Judge Pohl heard arguments on the issue on Memorial Day. He questioned whether it really would have to take place in open court, or even at Guantánamo Bay. Prosecutor Ed Ryan replied that according to his interpretation, war court rules mandate it. “It is our strong request to you that it do take place down here and the accused be required to sit in,” he said.

Ryan gestured toward alleged mastermind Khalid Sheik Mohammed and two other defendants who came to court and said that the terrorists who orchestrated “one of the most infamous crimes in history” did it while the “whole world was watching.” So he said the testimony should be taken publicly, too.

The idea struck a nerve among some members of the uncounted community of relatives of the 2,976 people who were murdered on Sept. 11, 2001. Five 9/11 family members, aged 53 to 84, signed affidavits opposing the idea as “premature” before conviction.

The eldest among them was Rita Lasar, whose brother Abraham Zelmanowitz died staying with a quadriplegic colleague at the World Trade Center rather than flee. Tuesday, she declared herself relieved by the judge’s decision.

By phone from Manhattan, she called herself “appalled by the chutzpah of the prosecution,” accusing them of “wanting to stage a soap opera in open court.” Depositions in open court at Guantánamo, she said, would have “exposed family members, who after 15 years are still grieving, whose nerves are still raw.”

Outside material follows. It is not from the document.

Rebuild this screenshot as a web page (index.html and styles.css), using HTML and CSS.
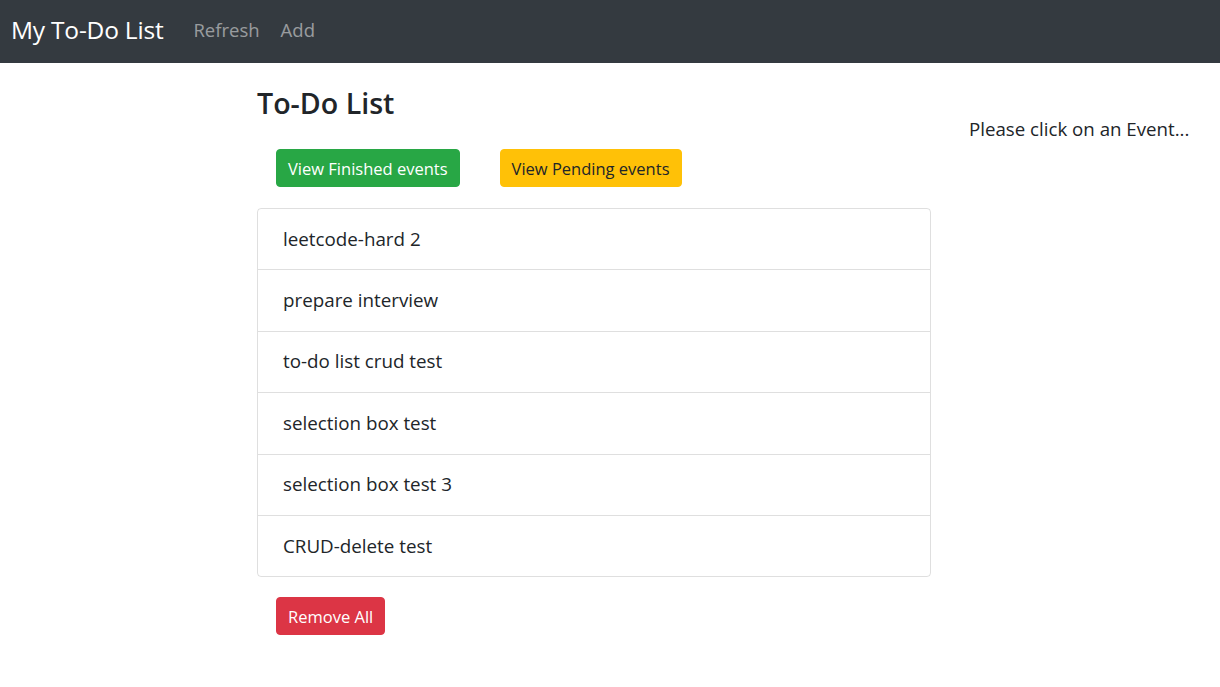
FILE: index.html
```html
<!DOCTYPE html>
<html lang="en">
<head>
<meta charset="utf-8">
<title>My To-Do List</title>
<link rel="stylesheet" href="styles.css">
</head>
<body>
<nav class="navbar">
  <a class="brand" href="#">My To-Do List</a>
  <div class="nav-links">
    <a class="nav-link" href="#">Refresh</a>
    <a class="nav-link" href="#">Add</a>
  </div>
</nav>
<div class="layout">
  <main class="main">
    <h3 class="title">To-Do List</h3>
    <div class="btn-row">
      <button class="btn btn-success">View Finished events</button>
      <button class="btn btn-warning">View Pending events</button>
    </div>
    <ul class="list-group">
      <li class="list-item">leetcode-hard 2</li>
      <li class="list-item">prepare interview</li>
      <li class="list-item">to-do list crud test</li>
      <li class="list-item">selection box test</li>
      <li class="list-item">selection box test 3</li>
      <li class="list-item">CRUD-delete test</li>
    </ul>
    <div class="btn-row bottom">
      <button class="btn btn-danger">Remove All</button>
    </div>
  </main>
  <aside class="side">
    <p class="hint">Please click on an Event...</p>
  </aside>
</div>
</body>
</html>
```

FILE: styles.css
```css
* { box-sizing: border-box; }
body {
  margin: 0;
  font-family: "Open Sans", "Noto Sans", "Liberation Sans", sans-serif;
  color: #212529;
  background: #fff;
}
.navbar {
  height: 63px;
  background: #343a40;
  display: flex;
  align-items: center;
  padding: 0 11px 4px;
}
.brand {
  color: #fff;
  text-decoration: none;
  font-size: 24.5px;
  margin-right: 30px;
  letter-spacing: -0.2px;
}
.nav-links { display: flex; gap: 21px; }
.nav-link {
  color: rgba(255,255,255,.5);
  text-decoration: none;
  font-size: 18.5px;
}
.layout {
  display: flex;
  padding-left: 257px;
}
.main { width: 674px; }
.title {
  margin: 21px 0 0;
  font-size: 28.6px;
  font-weight: 600;
  line-height: 38px;
}
.btn-row {
  display: flex;
  gap: 40px;
  padding-left: 19px;
  margin-top: 27px;
}
.btn-row.bottom { margin-top: 20px; }
.btn {
  font-family: inherit;
  font-size: 16.5px;
  height: 38px;
  padding: 0 11px;
  border: 1px solid transparent;
  border-radius: 4px;
  cursor: pointer;
}
.btn-success { background: #28a745; border-color: #28a745; color: #fff; }
.btn-warning { background: #ffc107; border-color: #ffc107; color: #212529; }
.btn-danger { background: #dc3545; border-color: #dc3545; color: #fff; }
.list-group {
  list-style: none;
  margin: 21px 0 0;
  padding: 0;
  border: 1px solid rgba(0,0,0,.125);
  border-radius: 4px;
}
.list-item {
  padding: 16.7px 25px;
  line-height: 27px;
  font-size: 18.8px;
}
.list-item + .list-item { border-top: 1px solid rgba(0,0,0,.125); }
.side { padding-left: 38px; }
.hint {
  margin: 52px 0 0;
  font-size: 18.7px;
  line-height: 27px;
}
```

Lasar, who has visited Guantánamo to observe the pretrial hearings, has said the five alleged 9/11 terrorists should be tried in federal court, not by the military commissions created by George W. Bush and reformed by Barack Obama.

Ryan said on Memorial Day that about 400 people have volunteered to be witnesses, though he expected that some would drop out. He didn’t rule out wanting to record more witnesses. The 10 proposed video witnesses “are truly the innocents in this whole event,” he said. He asked that their “voices be heard and preserved.”

Something about what he said caused the accused terrorist, known as KSM, to interrupt the proceedings. “He needs to know that this is a nuclear bomb in the world,” Mohammed said then before the judge shouted him down.

The first sign that prosecutors were worrying about the longevity of some of their witnesses came in court in February when prosecutor Clay Trivett was discussing with the judge how to handle the declassification of over-classified secret documents during trial preparation.

“We hope to get the case done during the lives of living men,” said Trivett, who has been on the case since 2007.

A court filing by lawyers for Mohammed and alleged 9/11 conspirator Ammar al Baluchi ridiculed the current concept.

“The government’s motion is not an act of compassion toward victims, but rather an attempt to elicit victim impact testimony in advance of the trial,” they wrote in a 17-page response brief. “Like the Red Queen, the government seeks, ‘Sentence first — verdict afterward.’ ”

“If the government seeks to move toward trial, it should call off its investigations of defense team members, stop destroying evidence favorable to the defense, and revise its strategy of denying, delaying, and degrading the production of discovery.”